Mon humeur dernièrement m’a amené à des chansons douces et tristes… mélancoliques ? J’assume alors. Et c’est Sheller (photo) dans lequel je me suis tout à fait retrouvé. D’abord dans le bonhomme, son côté là mais de biais, son élégance, sa tristesse souriante… ça me parle. Et son « Oh j’cours tout seul » qui me résonne depuis tout petit. Une chanson écrite « après un cauchemar » avait-il un jour expliqué sur scène. Mon sort, ma famille, ma sensibilité m’ont comme condamné à cette solitude et cette différence : je me sens entouré certes mais seul aussi, avec les autres mais différent, en sociabilité mais coupé… et je ne sais pas où me mènera cette course. A « la nuit noire » finale que le texte cite ? Le plus tard possible alors, ou bien en l’exploitant comme ici dans l’écriture. Autre titre de Sheller redécouvert grâce à une pub, très évident à Noël : « Un endroit pour vivre« . notamment ce passage : « On m’a bandé les yeux avant que j’ai vu l’chemin. On m’a jamais dit viens on m’a dit va où tu veux. Mais j’déambul’ tout bas gentiment inutile. J’aim’rais fair’ quelque chos’ pas forcément facile. J’voudrais pouvoir te dire j’ai un peu vécu pour toi« . Un texte fort qui dit si joliment ce contradictoire de nos vies… et ce besoin un jour, enfin, après tous les échecs et les erreurs, de se poser vraiment. De cesser de courir justement.

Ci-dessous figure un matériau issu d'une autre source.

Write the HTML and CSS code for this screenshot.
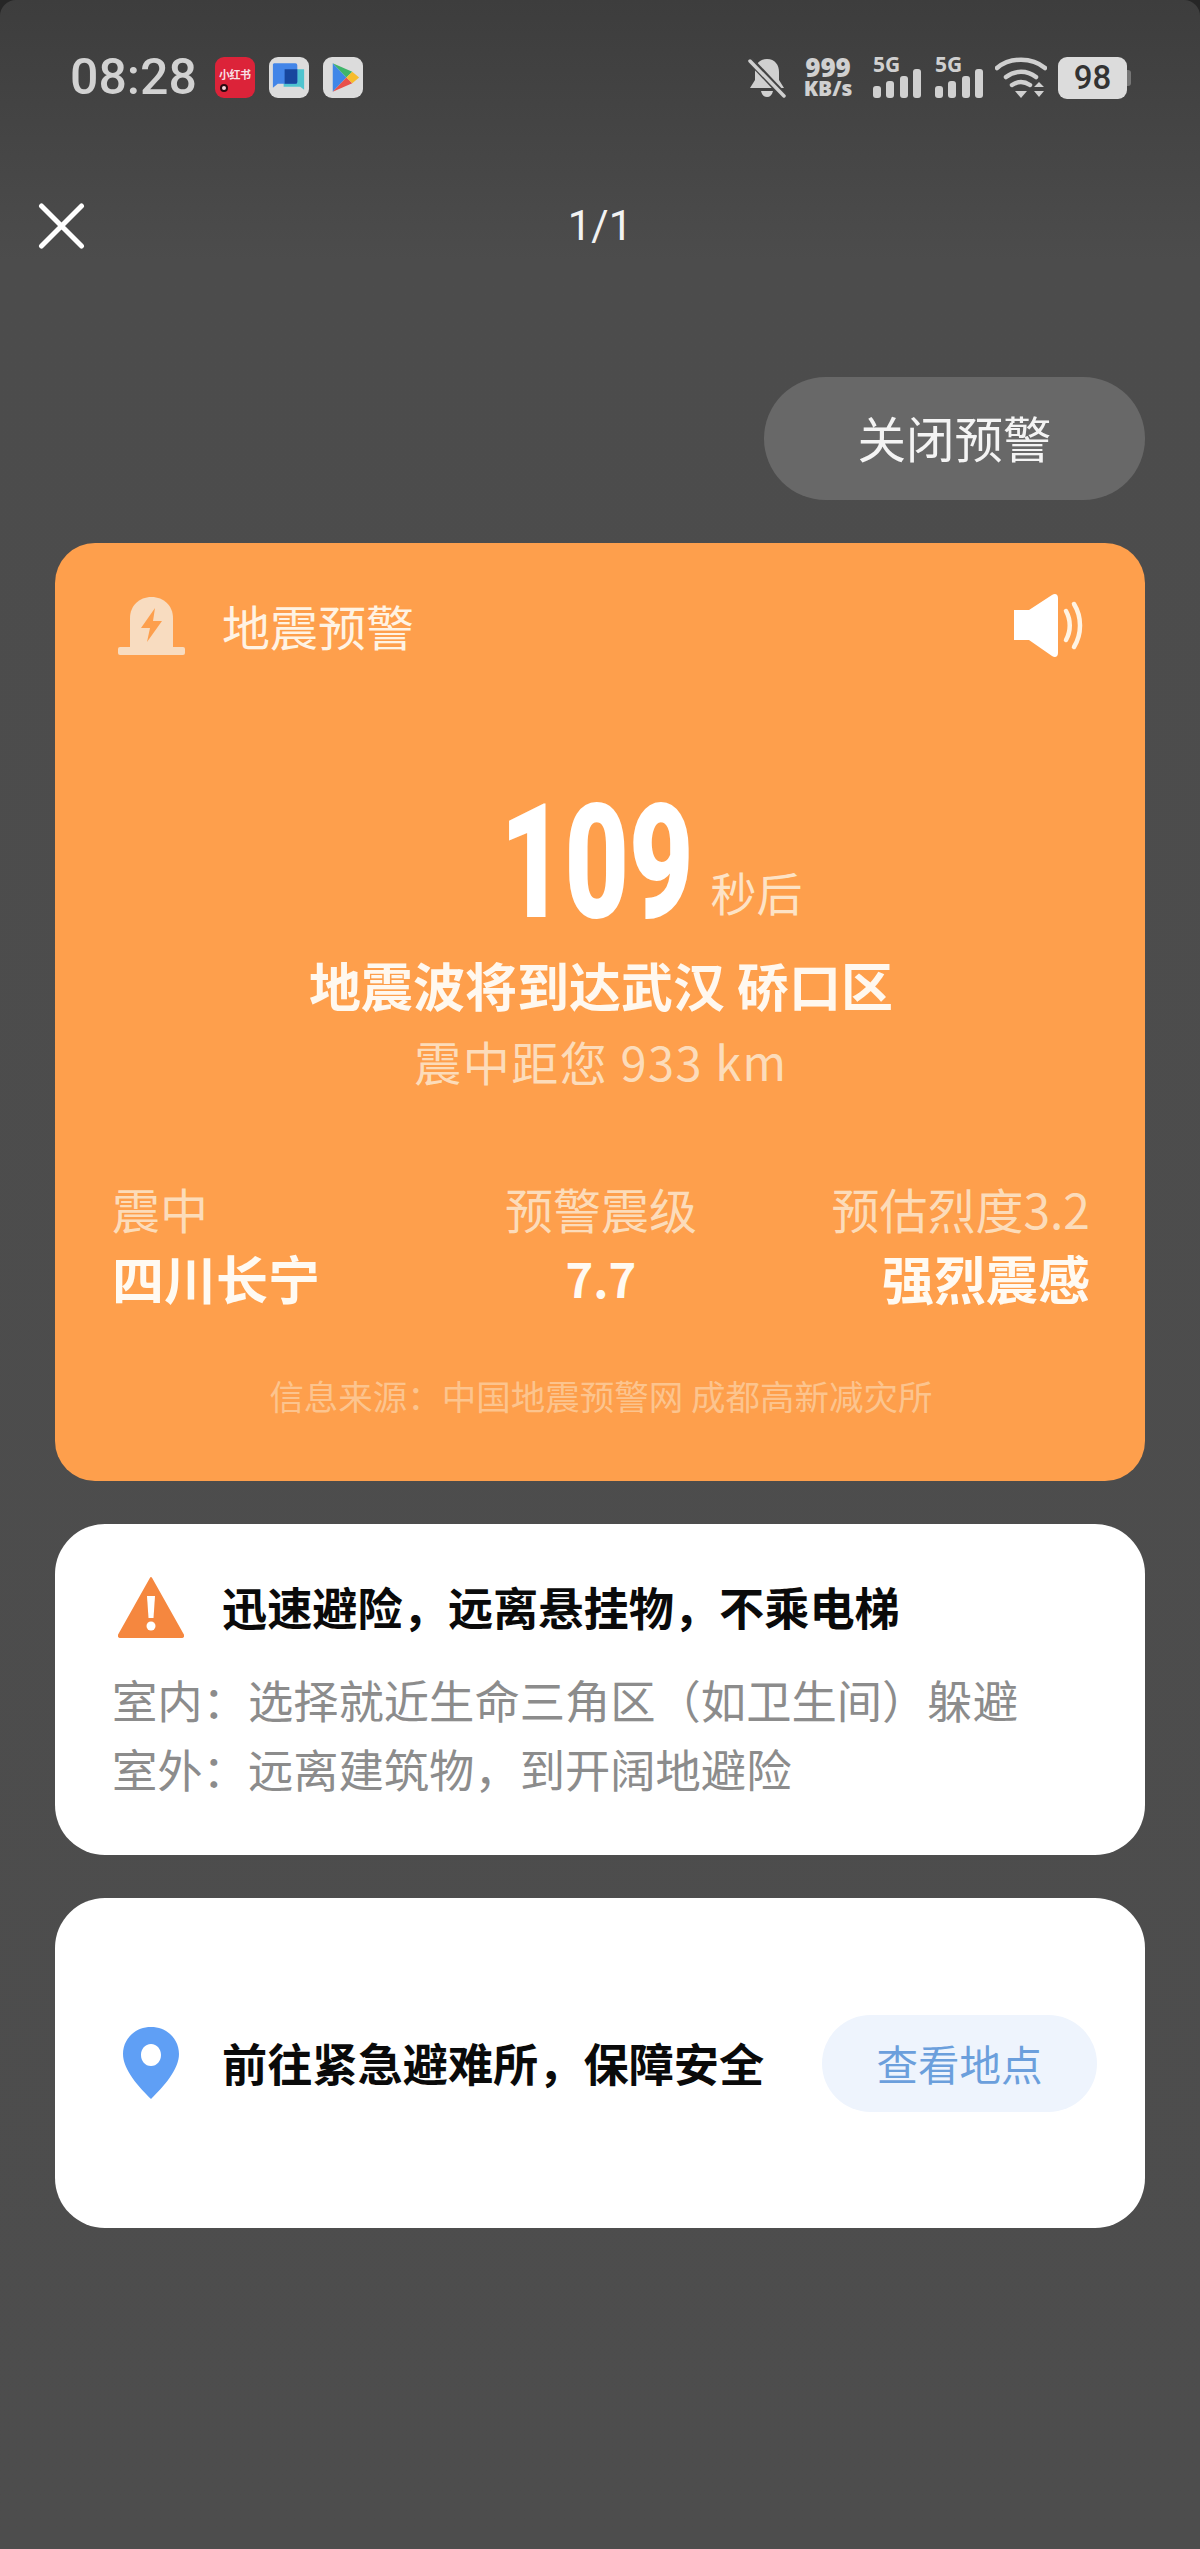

Se poser en un lieu, dans un milieu, dans des bras. Je vous souhaite à tous de trouver cette sublime trilogie et d’en jouir jusqu’à la dernière lampée en ce réveillon du 24 comme dans tous les jours qui suivent. C’est ça l’esprit de Noël, et ce qui nous rend si humain. Pour le reste, profitons du sapin, des cadeaux, du chocolat et du jazz et des crooners si vous aimez. Moi mon coeur sera écartelé ce soir entre mes anciens perdus mais bien là, mes parents si proches, mes fils pas avec moi ce soir, et un love feeling envoyé dans les dunes à plus de 7000 km. Un Noël en 3D en somme ! Voyons le positif où il se niche ce petit diablotin… life goes on.